We’re invited to join in God’s work. Another aspect of this film I enjoyed was the exploration of how God invites us into his work to save and restore and bring this world and its people back to him. Evan, Joan and their kids are all invited to join God in his work. And that extends outward from Evan: As he calls people to the completed Ark, he’s doing so because he doesn’t want them to perish in the flood (a result of other men’s selfishness and corrupt decisions); this is but an echo of God’s longing, ache and love; he doesn’t want us to perish in a broken world, a world broken by our bend towards selfishness and skewed desires. He wants us to live—and he wants us to live abundantly. And he invites us to work with him to bring that Life and Love to the world.

God really loves being with us. The last scene, void of words, is one that speaks volumes above any dialogue that could be written: God dances with Evan underneath a tree (my daughter, who knows an astounding amount about trees, instructed me that it is an olive tree) in the middle of the wilderness. It’s an absolutely gorgeous moment, an echo of the desire of God to be with us in love and joy. Beautiful.

On a last note, I found the film also reflects (albeit in a simplistic and humorous way) the cutthroat world many of us work in, especially in the power centers in the world (like the D.C. area). Evan quickly discovers this in his interactions with another congressman (played by John Goodman). The halls of power are cutthroat and perilous. Recently, I was reflecting on why Pilate said what he did about truth when Jesus was before him, and I finally got it: Pilate lived in a world where the most powerful got to determine what truth is. You lived their truth or you perished. That’s a hard world to live in—one far too many of us find ourselves a part of. Sometimes these power structures and centers recognize the integrity and virtues of those who walk with God or walk in the ways of God—but sometimes it cuts them down (think Joseph, David and the early Christian apostles). The bottom line is that we have a choice on who to trust and whose rules we’ll walk by: the world and it’s ways or God and his Royal Rule: “Love your neighbor as yourself” (James 2:8).

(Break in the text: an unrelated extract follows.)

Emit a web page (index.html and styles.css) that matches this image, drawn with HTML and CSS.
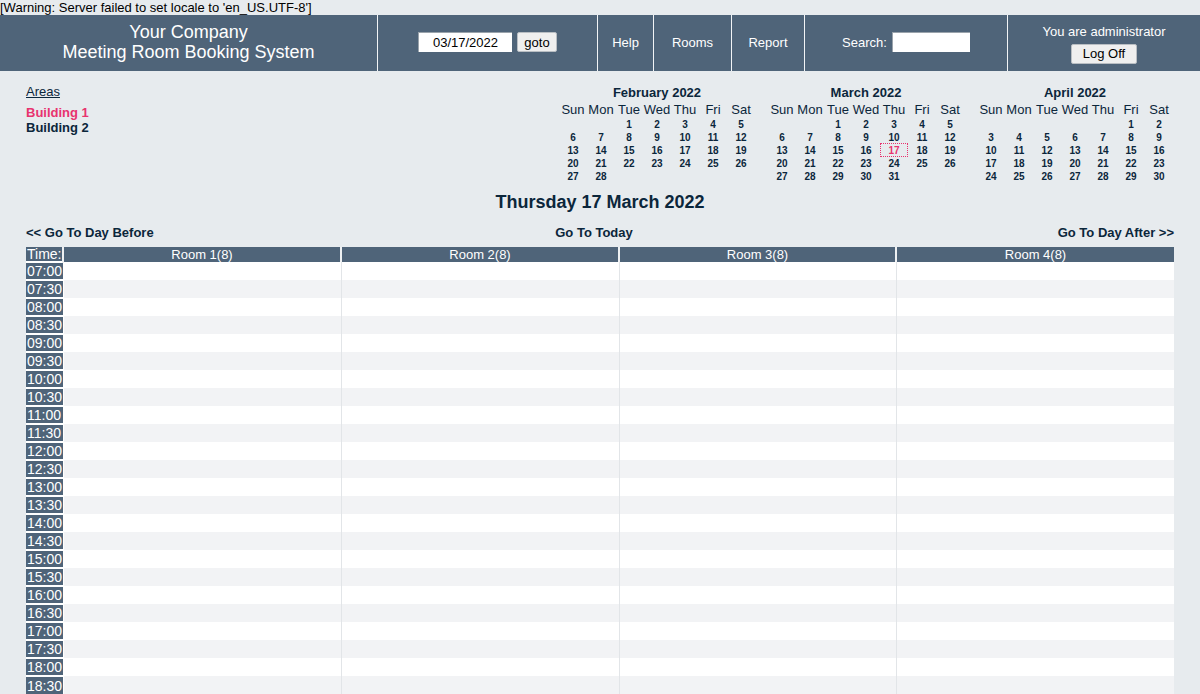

Christianity Today’s reviewer gave this film 3.5 out of 4 stars, but mainstream critics decidedly panned the film, calling it “far less interesting than it’s premise,” “shamelessly juvenile, pseudo-religious, mock-sincere,” and a film that “combines the easiest elements of lazy comedy with the most indulgent elements of lazy disaster movies.” I think those judgments are too harsh; the film’s definitely not a masterpiece, it has its sloppy moments and the “flood scenes” are rather farfetched, but I was engaged the entire way through. I found it a gentle, funny and worth watching story. But perhaps this is a case where my own familiarity with the biblical story informed my watching of this one.

At any rate, my husband and I really enjoyed Evan Almighty—and so did my kids (and there are far too few films with which we can do that together). Plus it brought more than enough God-talk into open spaces.